Today was my first day back at work after the break and after spending lots of time snuggled up at home in thick jumpers and cardigans the thing that struck me most was how hot the building was. Its always hot and I wear fewer layers of thinner clothing to compensate but after a couple of weeks living at much lower temperatures today I felt almost uncomfortably warm. I also noticed that my skin felt drier and more taut by the end of the day.
I don't know when workplaces started to be heated to high temperatures but I know of several buildings which are kept at such a high temperature that windows have to be opened to let the heat out! I don't know which came first, that buildings are hot so everyone wears short sleeved clothes in the winter or that fashion has dictated that light weight clothes are worn and so heating has to be raised accordingly.
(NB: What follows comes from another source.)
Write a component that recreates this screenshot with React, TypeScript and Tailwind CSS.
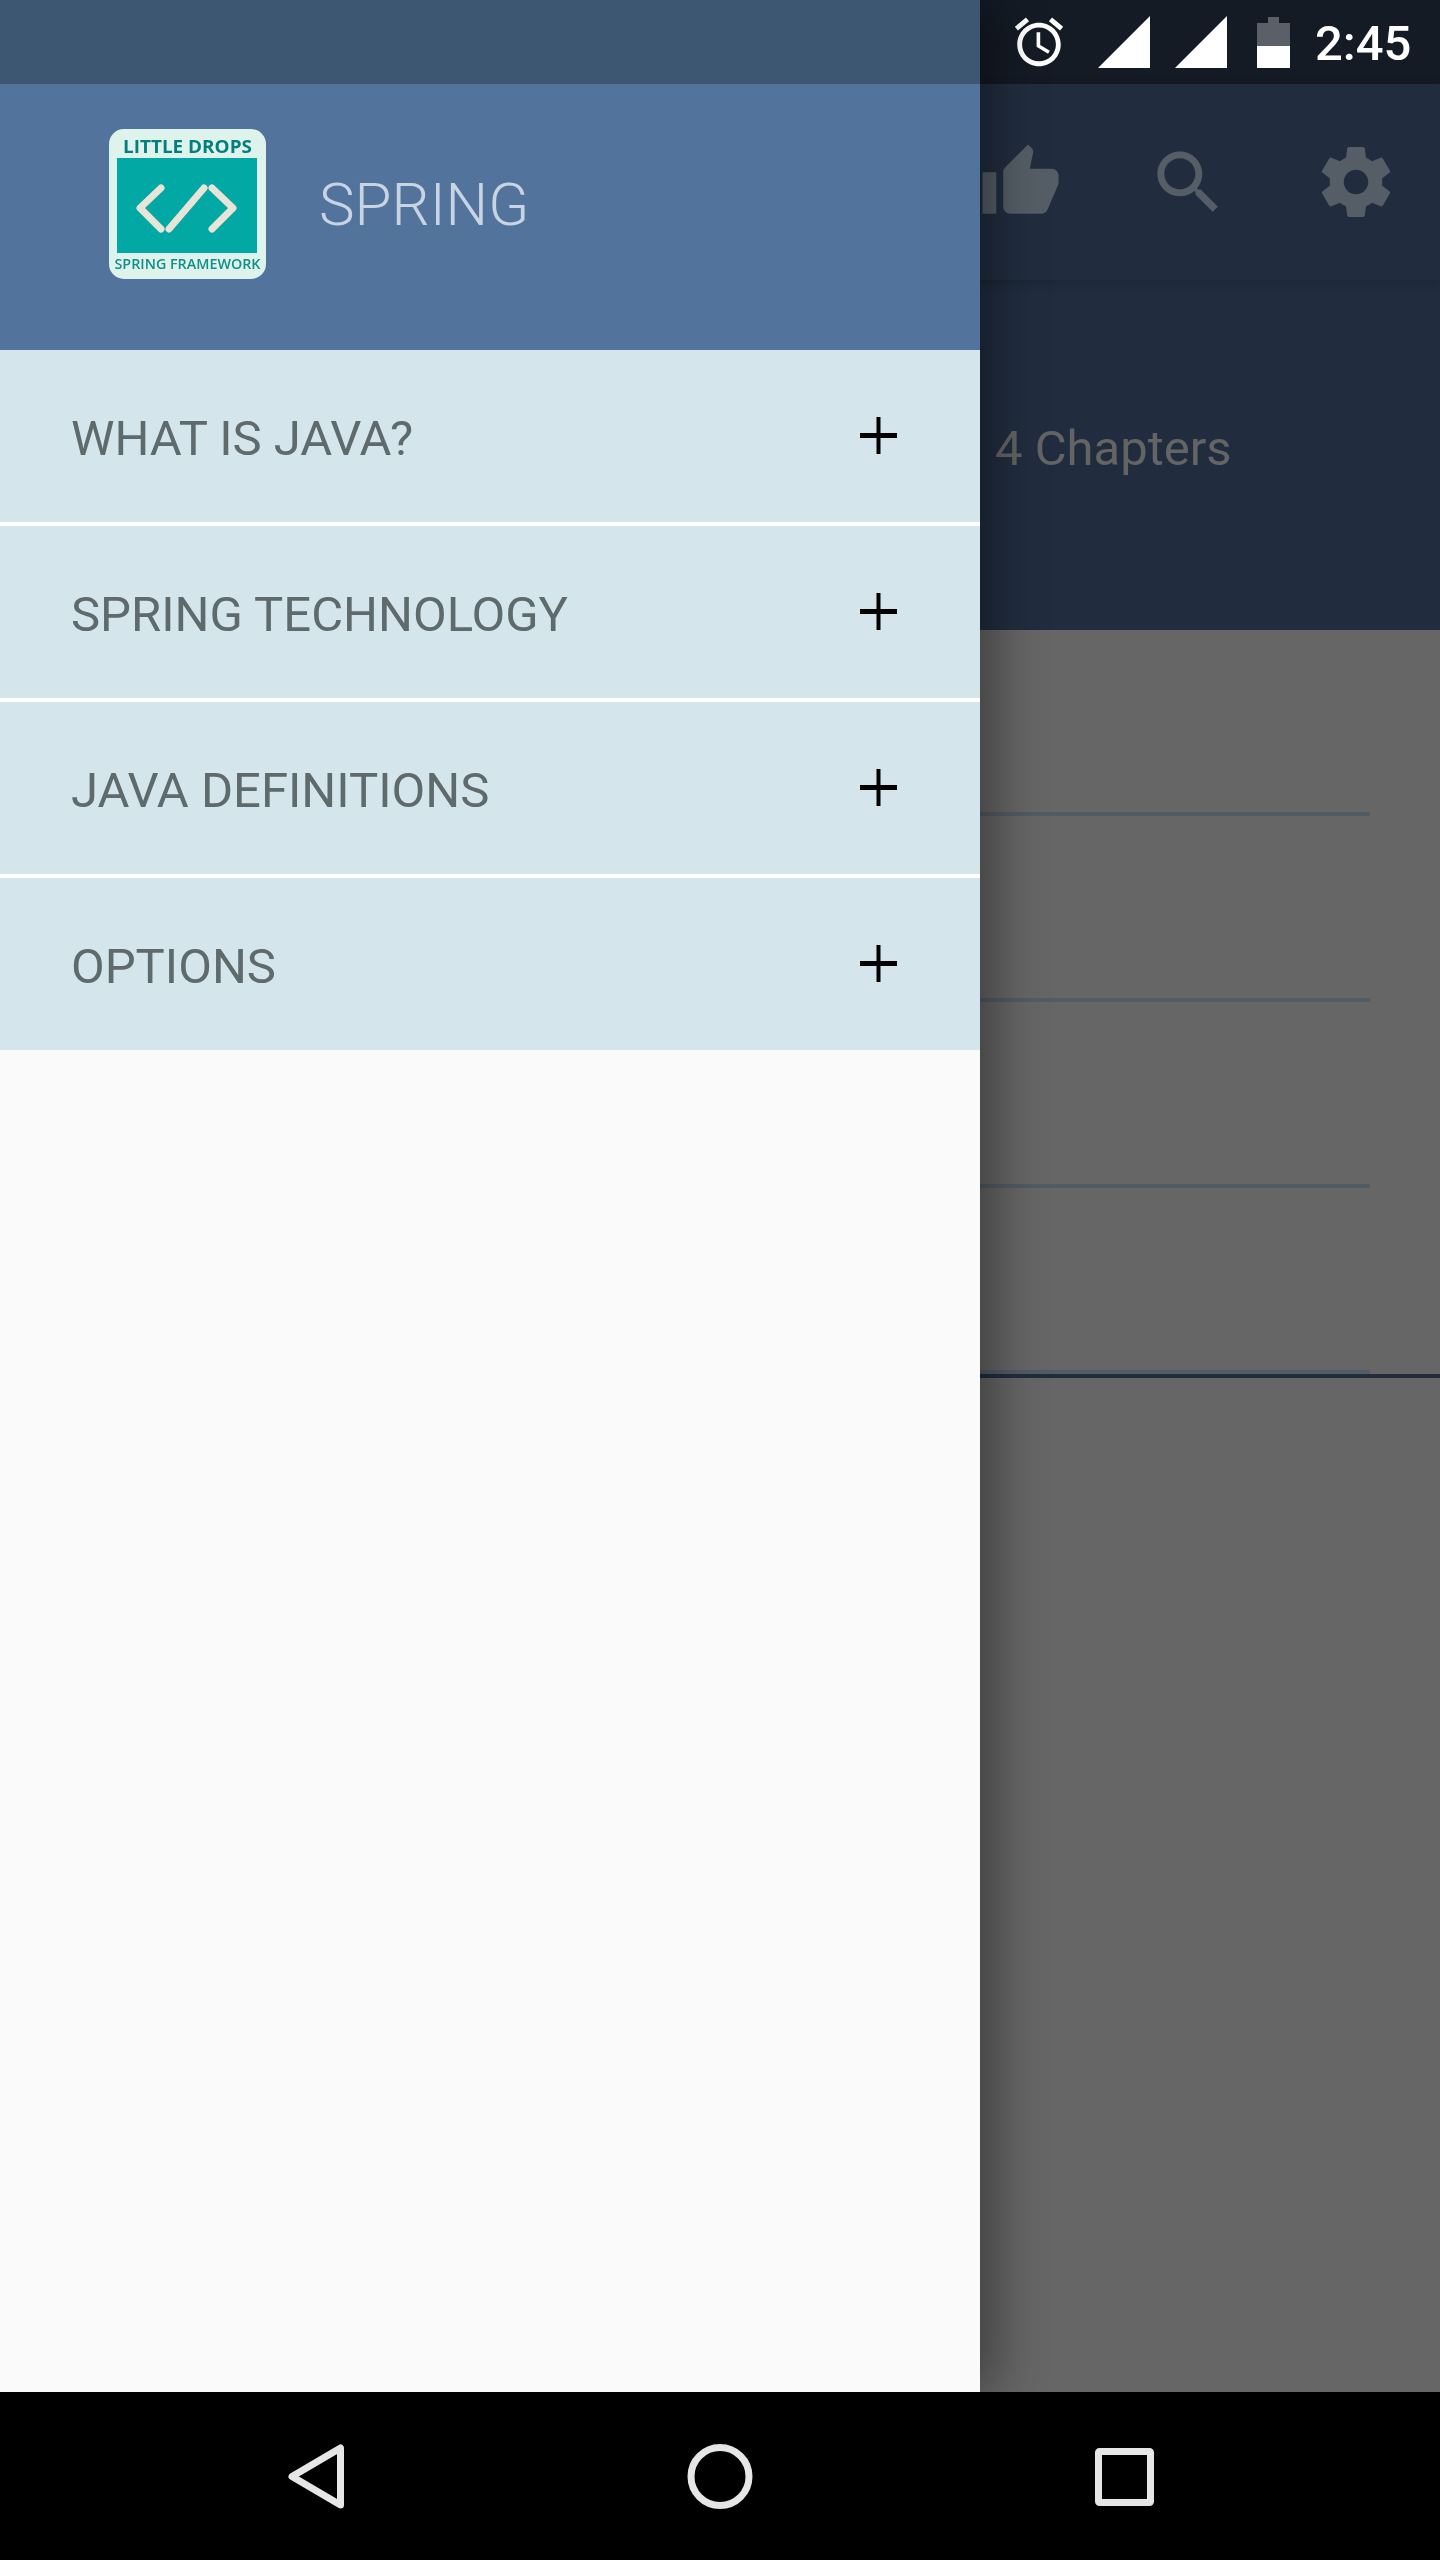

There must be a whole generation growing up who wear similar clothes summer and winter and alter the temperature of their environment rather than change their clothing to suit the season. Of course its not just work places that are being heated to higher temperatures, the internal temperature of many homes has risen over the last few decades. An interesting statistic I found in the book "How We Can Save the Planet" by Mayer Hillman is that in the 1970s the average internal temperature of homes ( in the UK ) was 13C compared to an average of 19C today. That is a huge increase in just 30 years.
Perhaps now that energy prices are rising there will be a return to more comfortably heated buildings.